◆ **Dataset content**:
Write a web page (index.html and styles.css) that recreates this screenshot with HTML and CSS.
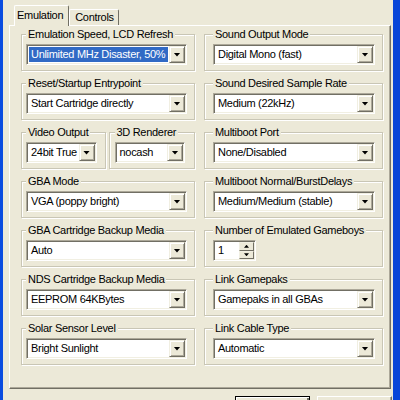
FILE: index.html
```html
<!DOCTYPE html>
<html lang="en">
<head>
  <meta charset="UTF-8">
  <title>Emulation Setup</title>
  <link rel="stylesheet" href="styles.css">
</head>
<body>
  <div class="window">
    <div class="tabs">
      <div class="tab active">Emulation</div>
      <div class="tab">Controls</div>
    </div>

    <div class="panel">
      <div class="col left">
        <fieldset class="group">
          <legend>Emulation Speed, LCD Refresh</legend>
          <div class="combo"><span class="value selected">Unlimited MHz Disaster, 50%</span><span class="drop"></span></div>
        </fieldset>

        <fieldset class="group">
          <legend>Reset/Startup Entrypoint</legend>
          <div class="combo"><span class="value">Start Cartridge directly</span><span class="drop"></span></div>
        </fieldset>

        <div class="pair">
          <fieldset class="group video">
            <legend>Video Output</legend>
            <div class="combo"><span class="value">24bit True</span><span class="drop"></span></div>
          </fieldset>
          <fieldset class="group renderer">
            <legend>3D Renderer</legend>
            <div class="combo"><span class="value">nocash</span><span class="drop"></span></div>
          </fieldset>
        </div>

        <fieldset class="group">
          <legend>GBA Mode</legend>
          <div class="combo"><span class="value">VGA (poppy bright)</span><span class="drop"></span></div>
        </fieldset>

        <fieldset class="group">
          <legend>GBA Cartridge Backup Media</legend>
          <div class="combo"><span class="value">Auto</span><span class="drop"></span></div>
        </fieldset>

        <fieldset class="group">
          <legend>NDS Cartridge Backup Media</legend>
          <div class="combo"><span class="value">EEPROM 64KBytes</span><span class="drop"></span></div>
        </fieldset>

        <fieldset class="group">
          <legend>Solar Sensor Level</legend>
          <div class="combo"><span class="value">Bright Sunlight</span><span class="drop"></span></div>
        </fieldset>
      </div>

      <div class="col right">
        <fieldset class="group">
          <legend>Sound Output Mode</legend>
          <div class="combo"><span class="value">Digital Mono (fast)</span><span class="drop"></span></div>
        </fieldset>

        <fieldset class="group">
          <legend>Sound Desired Sample Rate</legend>
          <div class="combo"><span class="value">Medium (22kHz)</span><span class="drop"></span></div>
        </fieldset>

        <fieldset class="group">
          <legend>Multiboot Port</legend>
          <div class="combo"><span class="value">None/Disabled</span><span class="drop"></span></div>
        </fieldset>

        <fieldset class="group">
          <legend>Multiboot Normal/BurstDelays</legend>
          <div class="combo"><span class="value">Medium/Medium (stable)</span><span class="drop"></span></div>
        </fieldset>

        <fieldset class="group">
          <legend>Number of Emulated Gameboys</legend>
          <div class="combo spin">
            <span class="value">1</span>
            <span class="arrows"><span class="arrow up"></span><span class="arrow down"></span></span>
          </div>
        </fieldset>

        <fieldset class="group">
          <legend>Link Gamepaks</legend>
          <div class="combo"><span class="value">Gamepaks in all GBAs</span><span class="drop"></span></div>
        </fieldset>

        <fieldset class="group">
          <legend>Link Cable Type</legend>
          <div class="combo"><span class="value">Automatic</span><span class="drop"></span></div>
        </fieldset>
      </div>
    </div>

    <!-- only the top edge of the dialog buttons is in view -->
    <div class="buttons">
      <button class="btn default" aria-label="OK"></button>
      <button class="btn" aria-label="Cancel"></button>
    </div>
  </div>
</body>
</html>
```

FILE: styles.css
```css
body {
  margin: 0;
  background: #ece9d8;
  font-family: 'Liberation Sans', Arial, sans-serif;
  font-size: 11px;
  letter-spacing: -0.3px;
  color: #000;
  overflow: hidden;
}

.window {
  height: 400px;
  box-sizing: border-box;
  border-left: 3px solid #0a4ce0;
  border-right: 7px solid #0845d8;
  padding-top: 6px;
}

/* tabs */

.tabs {
  display: flex;
  align-items: flex-end;
  height: 19px;
  margin-left: 11px;
}

.tab {
  height: 15px;
  line-height: 15px;
  padding: 0 4px 0 5px;
  border: 1px solid;
  border-color: #fff #716f64 transparent #fff;
  border-bottom: none;
  border-radius: 2px 2px 0 0;
  background: #ece9d8;
}

.tab.active {
  height: 20px;
  line-height: 19px;
  padding: 0 5px 0 2px;
  margin-bottom: -1px;
  position: relative;
  z-index: 1;
}

/* page */

.panel {
  width: 382px;
  height: 364px;
  margin-left: 6px;
  box-sizing: border-box;
  border: 1px solid;
  border-color: #fff #716f64 #716f64 #fff;
  box-shadow: inset -1px -1px #aca899;
  padding: 2px 0 0 11px;
  display: grid;
  grid-template-columns: 174px 179px;
  column-gap: 9px;
  align-content: start;
}

.col {
  display: flex;
  flex-direction: column;
  gap: 6px;
}

.group {
  margin: 0;
  min-width: 0;
  padding: 4px 7px 5px 4px;
  border: 1px solid #c9c6b5;
  box-shadow: inset 1px 1px #fff, 1px 1px #fff;
}

.right .group {
  padding-left: 8px;
}

.group legend {
  padding: 0 2px;
  line-height: 12px;
  background: #ece9d8;
  white-space: nowrap;
}

.pair {
  display: flex;
  gap: 3px;
}

.pair .group {
  flex: 1;
}

.group.video {
  padding-right: 8px;
}

.group.renderer {
  padding: 4px 9px 5px 5px;
}

/* combo boxes */

.combo {
  display: flex;
  align-items: center;
  height: 21px;
  box-sizing: border-box;
  padding: 1px;
  background: #fff;
  border: 1px solid;
  border-color: #aca899 #fff #fff #aca899;
  box-shadow: inset 1px 1px #716f64, inset -1px -1px #f1efe2;
}

.value {
  flex: 1;
  min-width: 0;
  margin: 0 1px;
  padding-left: 2px;
  line-height: 15px;
  white-space: nowrap;
  overflow: hidden;
}

.value.selected {
  background: #316ac5;
  color: #fff;
}

.drop {
  width: 16px;
  height: 17px;
  flex: none;
  box-sizing: border-box;
  background: #ece9d8;
  border: 1px solid;
  border-color: #f1efe2 #716f64 #716f64 #f1efe2;
  box-shadow: inset 1px 1px #fff, inset -1px -1px #aca899;
  display: flex;
  align-items: center;
  justify-content: center;
}

.drop::before {
  content: '';
  width: 7px;
  height: 4px;
  background: #000;
  clip-path: polygon(0 0, 100% 0, 50% 100%);
}

/* spinner */

.spin {
  width: 43px;
}

.arrows {
  display: flex;
  flex-direction: column;
  width: 15px;
  height: 17px;
  flex: none;
}

.arrow {
  flex: 1;
  box-sizing: border-box;
  background: #ece9d8;
  border: 1px solid;
  border-color: #f1efe2 #716f64 #716f64 #f1efe2;
  display: flex;
  align-items: center;
  justify-content: center;
}

.arrow::before {
  content: '';
  width: 5px;
  height: 3px;
  background: #000;
}

.arrow.up::before {
  clip-path: polygon(50% 0, 100% 100%, 0 100%);
}

.arrow.down::before {
  clip-path: polygon(0 0, 100% 0, 50% 100%);
}

/* dialog buttons */

.buttons {
  display: flex;
  gap: 7px;
  margin: 7px 0 0 232px;
}

.btn {
  width: 75px;
  height: 23px;
  font: inherit;
  background: #ece9d8;
  border: 1px solid;
  border-color: #fff #716f64 #716f64 #fff;
  box-shadow: inset -1px -1px #aca899;
}

.btn.default {
  border-color: #000;
  box-shadow: inset 1px 1px #fff, inset -2px -2px #716f64;
}
```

◆ **Given exercise**: Using the material above, return every line exactly as it appears, minus the pictures.

◆ **Solution for this exercise**:
Write a web page (index.html and styles.css) that recreates this screenshot with HTML and CSS.
FILE: index.html
```html
<!DOCTYPE html>
<html lang="en">
<head>
  <meta charset="UTF-8">
  <title>Emulation Setup</title>
  <link rel="stylesheet" href="styles.css">
</head>
<body>
  <div class="window">
    <div class="tabs">
      <div class="tab active">Emulation</div>
      <div class="tab">Controls</div>
    </div>

    <div class="panel">
      <div class="col left">
        <fieldset class="group">
          <legend>Emulation Speed, LCD Refresh</legend>
          <div class="combo"><span class="value selected">Unlimited MHz Disaster, 50%</span><span class="drop"></span></div>
        </fieldset>

        <fieldset class="group">
          <legend>Reset/Startup Entrypoint</legend>
          <div class="combo"><span class="value">Start Cartridge directly</span><span class="drop"></span></div>
        </fieldset>

        <div class="pair">
          <fieldset class="group video">
            <legend>Video Output</legend>
            <div class="combo"><span class="value">24bit True</span><span class="drop"></span></div>
          </fieldset>
          <fieldset class="group renderer">
            <legend>3D Renderer</legend>
            <div class="combo"><span class="value">nocash</span><span class="drop"></span></div>
          </fieldset>
        </div>

        <fieldset class="group">
          <legend>GBA Mode</legend>
          <div class="combo"><span class="value">VGA (poppy bright)</span><span class="drop"></span></div>
        </fieldset>

        <fieldset class="group">
          <legend>GBA Cartridge Backup Media</legend>
          <div class="combo"><span class="value">Auto</span><span class="drop"></span></div>
        </fieldset>

        <fieldset class="group">
          <legend>NDS Cartridge Backup Media</legend>
          <div class="combo"><span class="value">EEPROM 64KBytes</span><span class="drop"></span></div>
        </fieldset>

        <fieldset class="group">
          <legend>Solar Sensor Level</legend>
          <div class="combo"><span class="value">Bright Sunlight</span><span class="drop"></span></div>
        </fieldset>
      </div>

      <div class="col right">
        <fieldset class="group">
          <legend>Sound Output Mode</legend>
          <div class="combo"><span class="value">Digital Mono (fast)</span><span class="drop"></span></div>
        </fieldset>

        <fieldset class="group">
          <legend>Sound Desired Sample Rate</legend>
          <div class="combo"><span class="value">Medium (22kHz)</span><span class="drop"></span></div>
        </fieldset>

        <fieldset class="group">
          <legend>Multiboot Port</legend>
          <div class="combo"><span class="value">None/Disabled</span><span class="drop"></span></div>
        </fieldset>

        <fieldset class="group">
          <legend>Multiboot Normal/BurstDelays</legend>
          <div class="combo"><span class="value">Medium/Medium (stable)</span><span class="drop"></span></div>
        </fieldset>

        <fieldset class="group">
          <legend>Number of Emulated Gameboys</legend>
          <div class="combo spin">
            <span class="value">1</span>
            <span class="arrows"><span class="arrow up"></span><span class="arrow down"></span></span>
          </div>
        </fieldset>

        <fieldset class="group">
          <legend>Link Gamepaks</legend>
          <div class="combo"><span class="value">Gamepaks in all GBAs</span><span class="drop"></span></div>
        </fieldset>

        <fieldset class="group">
          <legend>Link Cable Type</legend>
          <div class="combo"><span class="value">Automatic</span><span class="drop"></span></div>
        </fieldset>
      </div>
    </div>

    <!-- only the top edge of the dialog buttons is in view -->
    <div class="buttons">
      <button class="btn default" aria-label="OK"></button>
      <button class="btn" aria-label="Cancel"></button>
    </div>
  </div>
</body>
</html>
```

FILE: styles.css
```css
body {
  margin: 0;
  background: #ece9d8;
  font-family: 'Liberation Sans', Arial, sans-serif;
  font-size: 11px;
  letter-spacing: -0.3px;
  color: #000;
  overflow: hidden;
}

.window {
  height: 400px;
  box-sizing: border-box;
  border-left: 3px solid #0a4ce0;
  border-right: 7px solid #0845d8;
  padding-top: 6px;
}

/* tabs */

.tabs {
  display: flex;
  align-items: flex-end;
  height: 19px;
  margin-left: 11px;
}

.tab {
  height: 15px;
  line-height: 15px;
  padding: 0 4px 0 5px;
  border: 1px solid;
  border-color: #fff #716f64 transparent #fff;
  border-bottom: none;
  border-radius: 2px 2px 0 0;
  background: #ece9d8;
}

.tab.active {
  height: 20px;
  line-height: 19px;
  padding: 0 5px 0 2px;
  margin-bottom: -1px;
  position: relative;
  z-index: 1;
}

/* page */

.panel {
  width: 382px;
  height: 364px;
  margin-left: 6px;
  box-sizing: border-box;
  border: 1px solid;
  border-color: #fff #716f64 #716f64 #fff;
  box-shadow: inset -1px -1px #aca899;
  padding: 2px 0 0 11px;
  display: grid;
  grid-template-columns: 174px 179px;
  column-gap: 9px;
  align-content: start;
}

.col {
  display: flex;
  flex-direction: column;
  gap: 6px;
}

.group {
  margin: 0;
  min-width: 0;
  padding: 4px 7px 5px 4px;
  border: 1px solid #c9c6b5;
  box-shadow: inset 1px 1px #fff, 1px 1px #fff;
}

.right .group {
  padding-left: 8px;
}

.group legend {
  padding: 0 2px;
  line-height: 12px;
  background: #ece9d8;
  white-space: nowrap;
}

.pair {
  display: flex;
  gap: 3px;
}

.pair .group {
  flex: 1;
}

.group.video {
  padding-right: 8px;
}

.group.renderer {
  padding: 4px 9px 5px 5px;
}

/* combo boxes */

.combo {
  display: flex;
  align-items: center;
  height: 21px;
  box-sizing: border-box;
  padding: 1px;
  background: #fff;
  border: 1px solid;
  border-color: #aca899 #fff #fff #aca899;
  box-shadow: inset 1px 1px #716f64, inset -1px -1px #f1efe2;
}

.value {
  flex: 1;
  min-width: 0;
  margin: 0 1px;
  padding-left: 2px;
  line-height: 15px;
  white-space: nowrap;
  overflow: hidden;
}

.value.selected {
  background: #316ac5;
  color: #fff;
}

.drop {
  width: 16px;
  height: 17px;
  flex: none;
  box-sizing: border-box;
  background: #ece9d8;
  border: 1px solid;
  border-color: #f1efe2 #716f64 #716f64 #f1efe2;
  box-shadow: inset 1px 1px #fff, inset -1px -1px #aca899;
  display: flex;
  align-items: center;
  justify-content: center;
}

.drop::before {
  content: '';
  width: 7px;
  height: 4px;
  background: #000;
  clip-path: polygon(0 0, 100% 0, 50% 100%);
}

/* spinner */

.spin {
  width: 43px;
}

.arrows {
  display: flex;
  flex-direction: column;
  width: 15px;
  height: 17px;
  flex: none;
}

.arrow {
  flex: 1;
  box-sizing: border-box;
  background: #ece9d8;
  border: 1px solid;
  border-color: #f1efe2 #716f64 #716f64 #f1efe2;
  display: flex;
  align-items: center;
  justify-content: center;
}

.arrow::before {
  content: '';
  width: 5px;
  height: 3px;
  background: #000;
}

.arrow.up::before {
  clip-path: polygon(50% 0, 100% 100%, 0 100%);
}

.arrow.down::before {
  clip-path: polygon(0 0, 100% 0, 50% 100%);
}

/* dialog buttons */

.buttons {
  display: flex;
  gap: 7px;
  margin: 7px 0 0 232px;
}

.btn {
  width: 75px;
  height: 23px;
  font: inherit;
  background: #ece9d8;
  border: 1px solid;
  border-color: #fff #716f64 #716f64 #fff;
  box-shadow: inset -1px -1px #aca899;
}

.btn.default {
  border-color: #000;
  box-shadow: inset 1px 1px #fff, inset -2px -2px #716f64;
}
```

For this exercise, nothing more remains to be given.